Livi didn't want to scold Callan, but he needed to know what was going on. “You have to take into consideration how big a change this is for all of them. I think they need you around reassuring them that it's their home now, too. Or setting some sort of parameters if there are things you
don't
want them to do.”

“They can do whatever they want,” he said, as if he genuinely wasn't concerned.

“But they need to be made to feel welcome and at home. By you—because, after all, it's your place. But you've kind of disappeared on them. Maeve keeps worrying, and John Sr. is chafing at things—”

“The old man
chafes
at everything. Especially when it comes to me.”

Any mention of the elder male Teller always seemed to rub Callan the wrong way, and vice versa. Livi ignored his comment. “But I think he's feeling kind of stranded. Maeve is incapacitated and not up to anything but resting, but John Sr. isn't. I mean, I can see where he couldn't handle all the farm work on his own anymore, or provide all the nursing of Maeve needs, but he's said more than once in these last two days that if he was home he could get in his truck and go into town to get—”

“His sunflower seeds and jerky and beer!” Callan said with a grimace. “I forgot. He was going to bring his own supply and I told him I'd stock them as soon as we got here, and I didn't.”

Livi didn't mention that she knew that because the elderly man had complained about it. “I did a grocery run this morning and got what he wanted. But I think it's more than that. I think he needs a car—or truck—so whenever he feels like it he can get out for a while on his own. He's feeling kind of penned in...”

“Sure, but he was in Northbridge before, not Cherry Creek, where there's traffic. You know driving around here is a lot different than the open country roads he's used to.”

“You could take him out, show him some back ways to get around and how to avoid traffic so he could at least go to the grocery store or the mall or whatever. Enough so he has some independence left. He's a proud old guy and—”

“And you're saying that I've cut him off at the knees. But you know, the Tellers aren't as young as your parents or mine would have been if they were still alive,” he argued.

“I know. Maeve told me how John Jr. was a surprise late-in-life
baby, that she was forty-five when she had him. But their age is all the more reason why they need some independence. I can tell you from the way things are with my grandmother that even basically healthy people that age end up with a lot of back and forth to doctors and pharmacies just for maintenance. Right now Kinsey is taking care of all the meds and monitoring for both Maeve and John Sr., but when she's gone, they'll need to get in to a doctor's office and a pharmacy more than you can imagine. John Sr. can take them around for a few more years if you just get him comfortable driving in the city. In the long run that's to your benefit, too.”

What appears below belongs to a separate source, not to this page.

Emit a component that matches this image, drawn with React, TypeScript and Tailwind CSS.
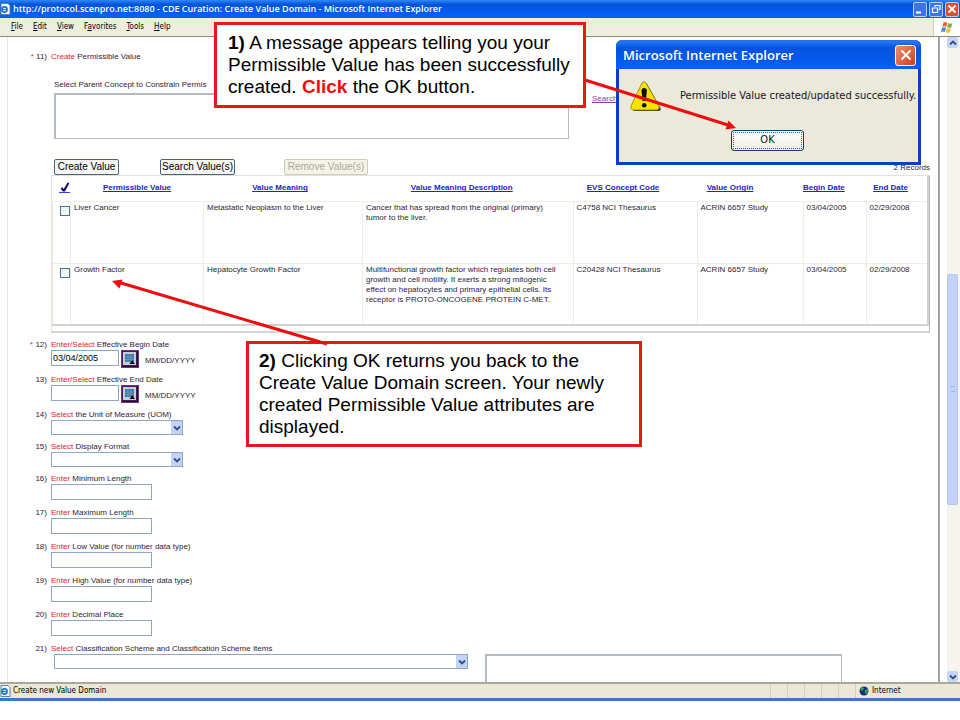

“True...” Callan said thoughtfully.

“Kinsey examined him, gave him reflex and vision tests. She said he's fine on that count,” Livi added, to convince him.

“Maybe he could even take Greta back and forth to school,” Callan mused.

It was something else Livi had planned to use to build her case. But now that it had occurred to him on his own she was a little afraid he might go too far. Yes, the Tellers could help out shuttling Greta back and forth, but as her guardian, Callan should really take on some of those responsibilities himself.

So she said, “But even though John Sr. can pitch in a little, it would still be good if you kept to some kind of schedule where they all could expect to see you every day. Just leaving them wondering if you'll be around or not—”

“Is bad,” he said, as if it was a complaint he'd heard before. “I know I have to pay more attention to what's going on at home. I'm just used to staying at work until the work is done, no matter how long that takes. I grab something to eat when I get hungry, not because it's any particular time of day. And—” his tone turned guilty “—I barely remember there's anyone at home, waiting. And I know that's lousy for whoever
is
at home. But at least I haven't had my assistant filling in.” Callan sounded proud of himself for a moment, then frowned and added, “Although I guess that's pretty much what you and Kinsey have been doing...”

He released a sigh of self-disgust and said, “I really haven't learned my lesson.”